This discovery led to Microsoft’s CoPilot, a tool that can be used by developers to make writing code quicker and easier.
OpenAI has however also been working on a version which can be used just by regular users, and have today made Codex available to beta users.
Codex is GPT-3 trained on public code on GitHub rather than written material and can turn phrases such as “make the ball bounce off the sides of the screen” or “download that data using the public API and sort it by date” and generate working code in one of a dozen languages.
It understands code elements such as web server, keyboard controls, or object manipulations and animations and responds to natural language commands such as “make it smaller and crop it” and then “have its horizontal position controlled by the left and right arrow keys” you’re referring to the same “it.” It also understands the sky is the top of the screen when you say “make the boulder fall from the sky,” and even makes the boulder accelerate as a real falling object would.

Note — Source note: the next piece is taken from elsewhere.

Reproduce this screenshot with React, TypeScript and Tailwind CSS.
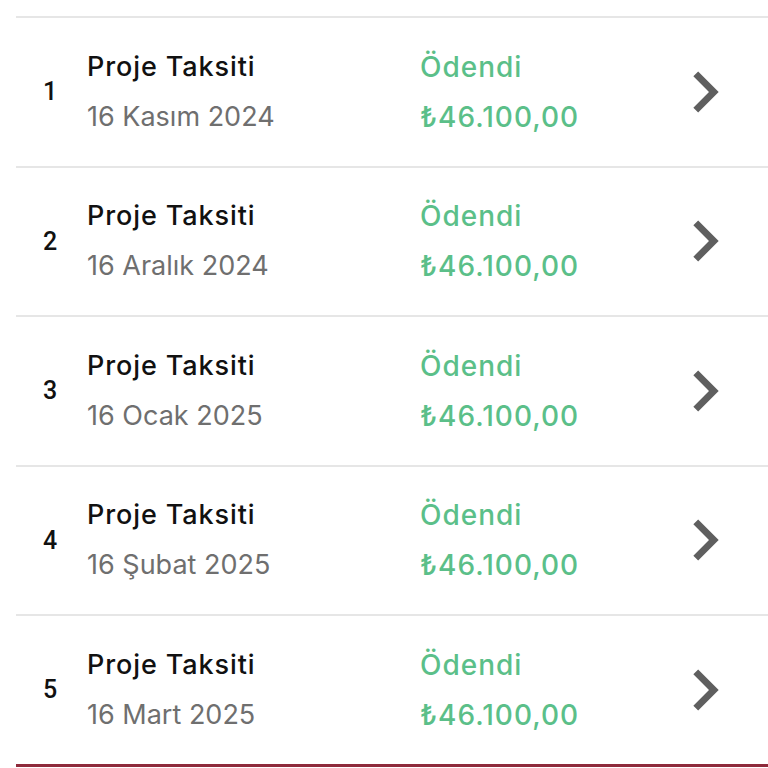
import React from "react";

type Installment = {
  no: number;
  title: string;
  date: string;
  status: string;
  amount: string;
};

const items: Installment[] = [
  { no: 1, title: "Proje Taksiti", date: "16 Kasım 2024", status: "Ödendi", amount: "₺46.100,00" },
  { no: 2, title: "Proje Taksiti", date: "16 Aralık 2024", status: "Ödendi", amount: "₺46.100,00" },
  { no: 3, title: "Proje Taksiti", date: "16 Ocak 2025", status: "Ödendi", amount: "₺46.100,00" },
  { no: 4, title: "Proje Taksiti", date: "16 Şubat 2025", status: "Ödendi", amount: "₺46.100,00" },
  { no: 5, title: "Proje Taksiti", date: "16 Mart 2025", status: "Ödendi", amount: "₺46.100,00" },
];

function ChevronRight() {
  return (
    <svg viewBox="0 0 24 24" className="h-[82px] w-[82px] fill-[#5f5f5f]">
      <path d="M10 6L8.59 7.41 13.17 12l-4.58 4.59L10 18l6-6z" />
    </svg>
  );
}

function Row({ item }: { item: Installment }) {
  return (
    <div className="flex h-[149.5px] items-center border-t-2 border-[#e6e6e6]">
      <span className="w-[71px] pl-[27px] font-['Roboto',sans-serif] text-[25px] font-medium text-[#111]">
        {item.no}
      </span>
      <div className="flex w-[333px] flex-col">
        <span className="text-[27px] leading-[50px] font-medium tracking-[0.9px] text-[#111]">
          {item.title}
        </span>
        <span className="text-[27px] leading-[50px] text-[#6f6f6f]">{item.date}</span>
      </div>
      <div className="flex w-[244px] flex-col text-[28px] font-medium tracking-[1px] text-[#5bbf89]">
        <span className="leading-[50px]">{item.status}</span>
        <span className="leading-[50px]">{item.amount}</span>
      </div>
      <ChevronRight />
    </div>
  );
}

export default function App() {
  return (
    <div className="h-[768px] w-[768px] overflow-hidden bg-white pt-[16px] pl-[16px] font-['Inter','DejaVu_Sans',sans-serif]">
      {items.map((it) => (
        <Row key={it.no} item={it} />
      ))}
      <div className="border-t-[3px] border-[#8e2a3b]" />
    </div>
  );
}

It is also aware of its earlier work, so it is able to retain naming conversions and variables and other conventions.
Despite understanding natural language, OpenAI still sees Codex as a tool to assist developers.
“Programming is about having a vision and dividing it into chunks, then actually making code for those pieces,” said Greg Brockman, OpenAI CTO, and Codex was about allowing developers to spend more time on the first than the second.
“I’ve written this kind of code probably a couple dozen times, and I always forget exactly how it works,”Brockman noted. “I don’t know these APIs, and I don’t have to. You can just do the same things easier, with less keystrokes or interactions.”